Athlon’s first Howard well (Abel 18-3H) has been on production a couple of weeks. A second Howard County well was placed on production last week; a third well reached total depth Tuesday night “with no problems,” Reeves said.

Tameron wrote that the acquisitions make Athlon more than “a Howard County horizontal story,” but he said the pending well result “remains very important.”

Including the latest deals, Athlon has added 36,000 net acres of leasehold since its initial public offering last summer (see Shale Daily, June 7, 2013). The company’s pro forma acreage position stands at 134,000 net acres, consisting of:

  • 61,000 net acres in Midland, Martin and “other” counties;
  • 57,000 net acres in Howard County; and
  • 16,000 net acres in Glasscock County.

The transactions are expected to close by June and be immediately accretive to cash flow per share and earnings per share, as well as net asset value. The company plans to fund the acquisitions with a combination of borrowings under its existing revolving credit facility, and equity and debt capital markets transactions.

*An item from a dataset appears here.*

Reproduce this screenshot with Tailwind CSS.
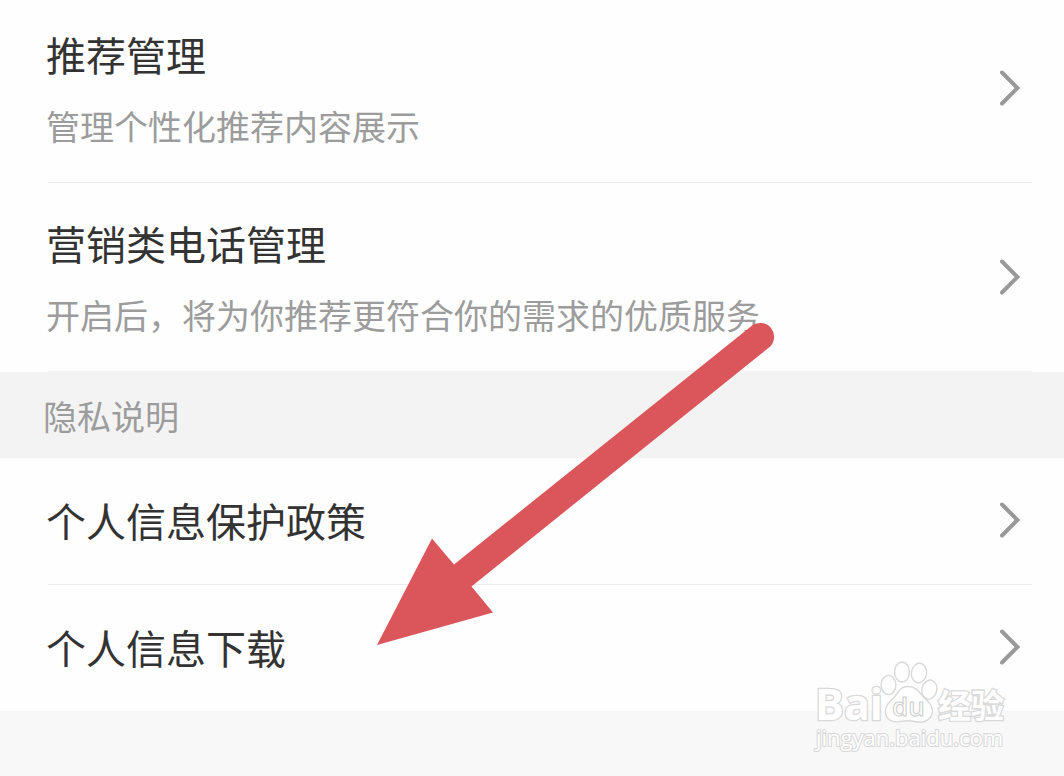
<!DOCTYPE html>
<html lang="zh-CN">
<head>
<meta charset="utf-8">
<meta name="viewport" content="width=device-width, initial-scale=1">
<title>隐私设置</title>
<script src="https://cdn.jsdelivr.net/npm/@tailwindcss/browser@4"></script>
</head>
<body class="relative min-h-screen overflow-hidden bg-[#f8f8f8] font-['Noto_Sans_CJK_SC',sans-serif]">
<main class="-mt-1.5 bg-[#fefefe] text-[#333]">
  <section>
    <a href="#recommend" class="flex items-center justify-between pt-8 pr-11 pb-8 pl-[46px]">
      <span class="flex flex-col gap-5">
        <span class="text-[40px] leading-14">推荐管理</span>
        <span class="text-[34px] leading-12 text-[#9c9c9c]">管理个性化推荐内容展示</span>
      </span>
      <svg class="h-9 w-5 shrink-0 text-[#999]" viewBox="0 0 20 36" fill="none" stroke="currentColor" stroke-width="4" stroke-linecap="round" aria-hidden="true"><path d="M2 2.500 17.500 18 2 33.500"/></svg>
    </a>
    <hr class="mr-8 ml-12 border-t border-[#ececec]">
    <a href="#calls" class="flex items-center justify-between pt-8 pr-11 pb-8 pl-[46px]">
      <span class="flex flex-col gap-5">
        <span class="text-[40px] leading-14">营销类电话管理</span>
        <span class="text-[34px] leading-12 text-[#9c9c9c]">开启后，将为你推荐更符合你的需求的优质服务</span>
      </span>
      <svg class="h-9 w-5 shrink-0 text-[#999]" viewBox="0 0 20 36" fill="none" stroke="currentColor" stroke-width="4" stroke-linecap="round" aria-hidden="true"><path d="M2 2.500 17.500 18 2 33.500"/></svg>
    </a>
    <hr class="mr-8 ml-12 border-t border-[#f2f2f2]">
  </section>
  <section>
    <h2 class="bg-[#f3f3f3] pt-5 pb-[18px] pl-[43px] text-[34px] leading-12 text-[#9c9c9c]">隐私说明</h2>
    <a href="#policy" class="flex items-center justify-between pt-[34px] pr-11 pb-9 pl-[46px]">
      <span class="text-[40px] leading-14">个人信息保护政策</span>
      <svg class="h-9 w-5 shrink-0 text-[#999]" viewBox="0 0 20 36" fill="none" stroke="currentColor" stroke-width="4" stroke-linecap="round" aria-hidden="true"><path d="M2 2.500 17.500 18 2 33.500"/></svg>
    </a>
    <hr class="mr-8 ml-12 border-t border-[#ececec]">
    <a href="#download" class="flex items-center justify-between pt-[34px] pr-11 pb-9 pl-[46px]">
      <span class="text-[40px] leading-14">个人信息下载</span>
      <svg class="h-9 w-5 shrink-0 text-[#999]" viewBox="0 0 20 36" fill="none" stroke="currentColor" stroke-width="4" stroke-linecap="round" aria-hidden="true"><path d="M2 2.500 17.500 18 2 33.500"/></svg>
    </a>
  </section>
</main>

<!-- Pointer arrow laid over the list -->
<svg class="pointer-events-none absolute top-[322px] left-[376px] h-[324px] w-[400px]" viewBox="376 322 400 324" fill="#db565b" aria-hidden="true">
  <path d="M377 645 432 538.500 454 564.500 751.500 326A13.600 13.600 0 0 1 769 347.500L471.500 586.500 493 612.500Z"/>
</svg>

<!-- Outlined watermark -->
<svg class="pointer-events-none absolute top-[656px] left-[810px] h-[100px] w-[204px]" viewBox="810 656 204 100" fill="#fff" stroke="#d9d9d9" stroke-width="1.400" role="img" aria-label="Baidu 经验 jingyan.baidu.com">
  <text x="815" y="720" font-family="Open Sans, sans-serif" font-weight="700" font-size="43" stroke-width="2.600" paint-order="stroke">Bai</text>
  <ellipse cx="888.500" cy="685" rx="7.400" ry="9.600"/>
  <ellipse cx="902" cy="672" rx="7.400" ry="10"/>
  <ellipse cx="919" cy="673" rx="7.600" ry="9.800" transform="rotate(8 919 673)"/>
  <ellipse cx="929.500" cy="689.500" rx="7.500" ry="9.600" transform="rotate(12 929 689)"/>
  <path d="M908 686.500C900 686.500 898 693 894 697.500C889 702.500 885 706 885.500 712C886 720 893 723 900 721.500Q908 720 916 721.800C924 723.500 932 720 932.500 711C932.500 704 927 701 923 696.500C919 691.500 916 686.500 908 686.500Z"/>
  <text x="892" y="716" font-family="Open Sans, sans-serif" font-size="26" font-weight="600" stroke="#ccc" stroke-width="1">du</text>
  <text x="938" y="718" font-family="Noto Sans CJK SC, sans-serif" font-weight="700" font-size="33" stroke-width="2.600" paint-order="stroke">经验</text>
  <text x="816" y="746" font-family="Open Sans, sans-serif" font-size="22" stroke-width="2.200" paint-order="stroke">jingyan.baidu.com</text>
</svg>
</body>
</html>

The company plans to issue 11 million shares of common equity, excluding the overallotment. At a recent closing share price of $33.54, gross proceeds would be $368.8 million ($424.3 million including the overallotent), Sorbara wrote.

Athlon said it expects its revolving credit facility to increase from $525 million to $1 billion as a result of additional proved reserves added through its drilling program and 2014 acquisitions.

Athlon revenues increased 98% to $91 million in the fourth quarter compared with $46 million in the fourth quarter of 2012. Oil revenues comprised 84% and 80% of total revenues during the respective periods. Net income during the fourth quarter was $22 million (27 cents/share), up from $10.5 million (15 cents) for the year-ago quarter. Adjusted net income was $19.6 million (24 cents/share) compared with $13.5 million (20 cents) for the year-ago quarter.